- Stated task:
Where a line of the material contains the string "with", copy that line.

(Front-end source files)

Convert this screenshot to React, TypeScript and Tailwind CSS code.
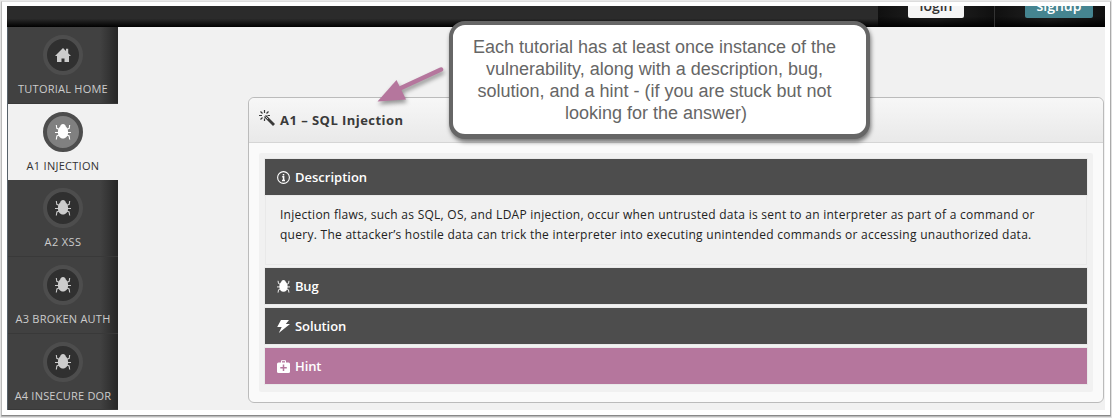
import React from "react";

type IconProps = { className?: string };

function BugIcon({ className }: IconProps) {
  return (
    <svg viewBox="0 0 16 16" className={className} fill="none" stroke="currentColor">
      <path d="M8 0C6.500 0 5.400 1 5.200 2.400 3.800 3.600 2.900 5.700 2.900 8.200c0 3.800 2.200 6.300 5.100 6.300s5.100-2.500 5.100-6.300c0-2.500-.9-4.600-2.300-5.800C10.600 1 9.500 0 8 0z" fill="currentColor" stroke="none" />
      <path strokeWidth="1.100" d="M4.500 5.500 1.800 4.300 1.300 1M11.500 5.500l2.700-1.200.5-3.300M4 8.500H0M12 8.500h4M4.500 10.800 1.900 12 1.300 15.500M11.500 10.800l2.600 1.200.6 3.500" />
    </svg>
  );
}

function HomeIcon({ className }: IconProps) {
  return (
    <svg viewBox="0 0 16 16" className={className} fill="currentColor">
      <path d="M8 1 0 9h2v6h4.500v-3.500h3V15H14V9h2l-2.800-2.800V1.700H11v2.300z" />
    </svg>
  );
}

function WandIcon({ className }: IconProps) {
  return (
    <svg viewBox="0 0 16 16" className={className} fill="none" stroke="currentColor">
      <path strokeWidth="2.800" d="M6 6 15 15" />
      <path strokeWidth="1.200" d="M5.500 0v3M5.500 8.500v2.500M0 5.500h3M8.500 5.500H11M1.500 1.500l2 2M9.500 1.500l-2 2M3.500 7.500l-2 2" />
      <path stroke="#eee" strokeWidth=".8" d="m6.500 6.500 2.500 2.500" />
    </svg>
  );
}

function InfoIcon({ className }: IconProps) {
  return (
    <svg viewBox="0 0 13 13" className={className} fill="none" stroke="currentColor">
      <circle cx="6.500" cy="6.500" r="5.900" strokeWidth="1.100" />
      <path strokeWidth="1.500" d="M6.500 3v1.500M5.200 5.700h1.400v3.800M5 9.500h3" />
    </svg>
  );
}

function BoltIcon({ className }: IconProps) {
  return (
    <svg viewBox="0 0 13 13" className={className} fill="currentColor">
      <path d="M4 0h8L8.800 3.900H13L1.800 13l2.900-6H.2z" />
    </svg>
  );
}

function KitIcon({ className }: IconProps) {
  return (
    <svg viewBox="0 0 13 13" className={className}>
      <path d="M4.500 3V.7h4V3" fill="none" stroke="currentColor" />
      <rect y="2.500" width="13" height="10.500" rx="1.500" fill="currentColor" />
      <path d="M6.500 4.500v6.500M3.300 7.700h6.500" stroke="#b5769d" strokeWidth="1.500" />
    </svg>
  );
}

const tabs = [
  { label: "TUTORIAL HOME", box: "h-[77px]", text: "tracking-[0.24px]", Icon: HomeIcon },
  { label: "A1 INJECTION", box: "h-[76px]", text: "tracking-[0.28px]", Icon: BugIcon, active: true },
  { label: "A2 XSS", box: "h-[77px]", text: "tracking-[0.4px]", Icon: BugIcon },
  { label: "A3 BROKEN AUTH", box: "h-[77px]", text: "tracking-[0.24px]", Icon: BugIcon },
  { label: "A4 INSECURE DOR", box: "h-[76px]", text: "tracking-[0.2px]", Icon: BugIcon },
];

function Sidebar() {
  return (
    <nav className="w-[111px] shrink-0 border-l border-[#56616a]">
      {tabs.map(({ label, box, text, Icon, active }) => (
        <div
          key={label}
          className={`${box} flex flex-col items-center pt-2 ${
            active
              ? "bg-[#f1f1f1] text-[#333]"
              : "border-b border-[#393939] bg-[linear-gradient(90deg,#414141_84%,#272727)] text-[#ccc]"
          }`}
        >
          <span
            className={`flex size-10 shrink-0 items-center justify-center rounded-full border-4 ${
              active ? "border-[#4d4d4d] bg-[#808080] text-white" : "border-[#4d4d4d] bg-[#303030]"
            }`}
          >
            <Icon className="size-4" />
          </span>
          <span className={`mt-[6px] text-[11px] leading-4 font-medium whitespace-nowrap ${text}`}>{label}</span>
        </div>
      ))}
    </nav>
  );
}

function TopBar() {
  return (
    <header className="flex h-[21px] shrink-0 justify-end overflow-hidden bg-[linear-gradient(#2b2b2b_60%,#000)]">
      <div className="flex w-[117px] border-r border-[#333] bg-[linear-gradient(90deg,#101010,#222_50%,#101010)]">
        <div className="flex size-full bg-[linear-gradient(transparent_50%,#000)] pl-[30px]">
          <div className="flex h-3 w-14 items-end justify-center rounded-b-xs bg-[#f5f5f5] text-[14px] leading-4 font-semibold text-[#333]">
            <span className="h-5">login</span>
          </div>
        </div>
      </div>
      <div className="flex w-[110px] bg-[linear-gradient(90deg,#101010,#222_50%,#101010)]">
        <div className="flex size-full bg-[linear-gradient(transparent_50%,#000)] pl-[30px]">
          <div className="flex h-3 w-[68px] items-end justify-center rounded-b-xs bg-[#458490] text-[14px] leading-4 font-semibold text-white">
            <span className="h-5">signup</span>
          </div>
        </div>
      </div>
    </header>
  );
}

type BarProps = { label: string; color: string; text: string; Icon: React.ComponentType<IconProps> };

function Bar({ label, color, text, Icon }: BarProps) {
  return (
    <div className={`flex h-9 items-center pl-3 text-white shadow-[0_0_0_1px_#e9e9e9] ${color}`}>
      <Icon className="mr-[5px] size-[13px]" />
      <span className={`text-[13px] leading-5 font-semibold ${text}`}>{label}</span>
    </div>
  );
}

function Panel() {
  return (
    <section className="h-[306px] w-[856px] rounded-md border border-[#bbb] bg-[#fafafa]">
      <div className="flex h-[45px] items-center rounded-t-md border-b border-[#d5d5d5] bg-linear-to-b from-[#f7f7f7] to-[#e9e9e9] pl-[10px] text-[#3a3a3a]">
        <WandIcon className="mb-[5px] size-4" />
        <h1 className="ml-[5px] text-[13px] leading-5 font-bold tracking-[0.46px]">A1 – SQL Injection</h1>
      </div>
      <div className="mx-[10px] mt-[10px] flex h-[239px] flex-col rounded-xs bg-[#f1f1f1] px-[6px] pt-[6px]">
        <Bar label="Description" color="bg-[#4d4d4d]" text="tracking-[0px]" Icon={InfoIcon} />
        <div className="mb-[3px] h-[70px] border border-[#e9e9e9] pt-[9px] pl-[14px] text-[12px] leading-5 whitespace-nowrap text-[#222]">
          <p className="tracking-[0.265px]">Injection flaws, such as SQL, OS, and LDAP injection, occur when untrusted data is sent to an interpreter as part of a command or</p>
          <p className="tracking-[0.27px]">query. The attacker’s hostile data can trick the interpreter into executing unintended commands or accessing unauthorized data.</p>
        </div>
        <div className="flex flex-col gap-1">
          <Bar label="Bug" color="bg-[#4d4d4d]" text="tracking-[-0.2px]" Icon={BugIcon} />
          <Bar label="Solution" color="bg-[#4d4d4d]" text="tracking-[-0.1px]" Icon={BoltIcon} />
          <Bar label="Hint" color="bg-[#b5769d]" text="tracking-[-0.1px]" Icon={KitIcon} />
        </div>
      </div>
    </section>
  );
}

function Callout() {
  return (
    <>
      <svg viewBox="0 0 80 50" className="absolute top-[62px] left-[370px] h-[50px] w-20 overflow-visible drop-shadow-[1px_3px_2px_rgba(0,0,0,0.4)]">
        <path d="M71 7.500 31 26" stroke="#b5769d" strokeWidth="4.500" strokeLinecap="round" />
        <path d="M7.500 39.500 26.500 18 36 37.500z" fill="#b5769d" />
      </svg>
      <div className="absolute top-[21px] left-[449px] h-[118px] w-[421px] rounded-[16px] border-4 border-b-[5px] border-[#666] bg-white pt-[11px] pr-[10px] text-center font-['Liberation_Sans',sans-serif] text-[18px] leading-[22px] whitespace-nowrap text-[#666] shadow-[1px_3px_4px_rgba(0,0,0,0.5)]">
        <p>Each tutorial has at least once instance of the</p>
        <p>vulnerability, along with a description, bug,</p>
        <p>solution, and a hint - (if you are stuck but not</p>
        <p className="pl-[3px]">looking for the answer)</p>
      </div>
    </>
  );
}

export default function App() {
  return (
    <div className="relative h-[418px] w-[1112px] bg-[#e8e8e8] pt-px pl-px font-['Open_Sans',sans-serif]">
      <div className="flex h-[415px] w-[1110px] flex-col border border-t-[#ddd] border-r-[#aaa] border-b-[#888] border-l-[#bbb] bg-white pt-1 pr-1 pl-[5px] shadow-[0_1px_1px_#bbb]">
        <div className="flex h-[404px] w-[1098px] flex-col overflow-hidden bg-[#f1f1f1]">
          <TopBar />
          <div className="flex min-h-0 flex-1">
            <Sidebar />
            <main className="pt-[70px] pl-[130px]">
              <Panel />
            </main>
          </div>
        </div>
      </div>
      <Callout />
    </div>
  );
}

...

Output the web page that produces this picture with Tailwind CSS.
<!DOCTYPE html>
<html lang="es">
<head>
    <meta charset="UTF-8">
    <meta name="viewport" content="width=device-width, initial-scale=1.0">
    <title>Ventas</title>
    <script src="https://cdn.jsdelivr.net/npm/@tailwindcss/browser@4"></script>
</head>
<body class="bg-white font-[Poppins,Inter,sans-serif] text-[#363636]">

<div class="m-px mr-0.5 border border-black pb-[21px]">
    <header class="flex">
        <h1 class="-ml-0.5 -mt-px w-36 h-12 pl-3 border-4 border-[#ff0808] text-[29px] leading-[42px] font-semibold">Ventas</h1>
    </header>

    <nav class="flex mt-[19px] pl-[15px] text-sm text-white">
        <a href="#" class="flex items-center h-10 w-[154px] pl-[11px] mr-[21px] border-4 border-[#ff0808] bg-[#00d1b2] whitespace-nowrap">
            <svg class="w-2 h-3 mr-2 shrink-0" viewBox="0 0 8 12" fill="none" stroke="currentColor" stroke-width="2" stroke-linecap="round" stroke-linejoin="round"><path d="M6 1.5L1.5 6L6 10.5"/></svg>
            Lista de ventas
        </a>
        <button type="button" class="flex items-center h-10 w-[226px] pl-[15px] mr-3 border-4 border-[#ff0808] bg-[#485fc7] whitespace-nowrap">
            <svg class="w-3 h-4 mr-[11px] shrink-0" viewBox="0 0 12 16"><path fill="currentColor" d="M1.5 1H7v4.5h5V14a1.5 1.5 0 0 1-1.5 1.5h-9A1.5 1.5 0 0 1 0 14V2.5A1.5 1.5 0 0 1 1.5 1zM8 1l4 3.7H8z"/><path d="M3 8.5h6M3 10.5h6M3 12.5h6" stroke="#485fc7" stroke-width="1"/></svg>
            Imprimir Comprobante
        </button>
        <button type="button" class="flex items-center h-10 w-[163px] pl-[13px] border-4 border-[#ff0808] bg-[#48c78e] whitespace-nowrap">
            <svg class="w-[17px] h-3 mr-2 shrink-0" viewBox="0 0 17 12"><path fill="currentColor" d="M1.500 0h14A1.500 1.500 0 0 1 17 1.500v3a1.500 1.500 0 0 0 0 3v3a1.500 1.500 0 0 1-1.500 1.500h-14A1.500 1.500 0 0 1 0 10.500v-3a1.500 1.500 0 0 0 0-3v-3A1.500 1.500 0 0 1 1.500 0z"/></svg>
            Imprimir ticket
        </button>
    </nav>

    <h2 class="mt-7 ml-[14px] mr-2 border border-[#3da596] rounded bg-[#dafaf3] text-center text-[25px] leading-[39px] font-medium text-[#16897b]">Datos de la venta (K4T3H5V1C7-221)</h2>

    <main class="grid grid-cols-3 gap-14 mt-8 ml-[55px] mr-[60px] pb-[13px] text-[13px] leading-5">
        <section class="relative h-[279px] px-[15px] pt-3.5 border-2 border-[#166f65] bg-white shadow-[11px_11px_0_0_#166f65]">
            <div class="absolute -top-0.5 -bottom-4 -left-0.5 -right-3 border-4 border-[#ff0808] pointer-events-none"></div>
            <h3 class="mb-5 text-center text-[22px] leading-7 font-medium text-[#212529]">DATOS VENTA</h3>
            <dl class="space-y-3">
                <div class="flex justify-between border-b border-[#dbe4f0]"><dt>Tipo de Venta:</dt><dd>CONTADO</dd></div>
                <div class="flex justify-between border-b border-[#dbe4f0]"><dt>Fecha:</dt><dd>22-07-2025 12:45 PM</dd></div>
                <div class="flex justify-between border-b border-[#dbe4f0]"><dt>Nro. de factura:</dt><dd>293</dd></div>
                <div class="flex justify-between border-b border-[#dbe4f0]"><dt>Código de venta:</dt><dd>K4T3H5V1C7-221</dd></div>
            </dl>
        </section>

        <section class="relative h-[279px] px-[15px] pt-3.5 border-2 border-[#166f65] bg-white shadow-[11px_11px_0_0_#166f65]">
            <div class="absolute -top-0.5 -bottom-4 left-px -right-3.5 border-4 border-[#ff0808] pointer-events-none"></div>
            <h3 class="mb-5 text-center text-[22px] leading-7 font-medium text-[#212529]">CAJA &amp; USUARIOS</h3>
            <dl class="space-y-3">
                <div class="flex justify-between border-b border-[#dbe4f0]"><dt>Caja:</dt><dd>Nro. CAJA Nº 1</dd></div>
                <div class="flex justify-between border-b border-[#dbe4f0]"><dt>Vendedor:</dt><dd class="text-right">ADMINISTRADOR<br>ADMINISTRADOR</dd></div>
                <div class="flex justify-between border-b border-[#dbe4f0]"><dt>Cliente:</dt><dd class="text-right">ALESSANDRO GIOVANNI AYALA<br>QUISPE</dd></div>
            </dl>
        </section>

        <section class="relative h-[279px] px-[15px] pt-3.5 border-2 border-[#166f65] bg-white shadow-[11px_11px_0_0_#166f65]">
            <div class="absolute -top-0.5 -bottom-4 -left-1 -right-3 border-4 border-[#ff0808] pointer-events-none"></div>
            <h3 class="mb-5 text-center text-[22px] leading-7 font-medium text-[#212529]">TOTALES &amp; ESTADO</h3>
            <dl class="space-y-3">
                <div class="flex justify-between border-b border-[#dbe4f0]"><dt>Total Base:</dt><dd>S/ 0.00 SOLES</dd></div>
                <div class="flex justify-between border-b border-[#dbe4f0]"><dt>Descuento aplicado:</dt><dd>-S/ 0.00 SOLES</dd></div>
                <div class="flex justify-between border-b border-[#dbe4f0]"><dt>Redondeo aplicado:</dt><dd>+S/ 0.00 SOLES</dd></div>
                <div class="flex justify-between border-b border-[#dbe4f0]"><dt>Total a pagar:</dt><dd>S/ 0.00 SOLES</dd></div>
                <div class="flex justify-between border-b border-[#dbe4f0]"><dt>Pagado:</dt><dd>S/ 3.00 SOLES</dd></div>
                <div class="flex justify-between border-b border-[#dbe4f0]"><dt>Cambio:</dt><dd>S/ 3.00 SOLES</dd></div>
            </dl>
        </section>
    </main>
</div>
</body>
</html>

- Output of the task:
        <p>vulnerability, along with a description, bug,</p>
Output the web page that produces this picture with Tailwind CSS.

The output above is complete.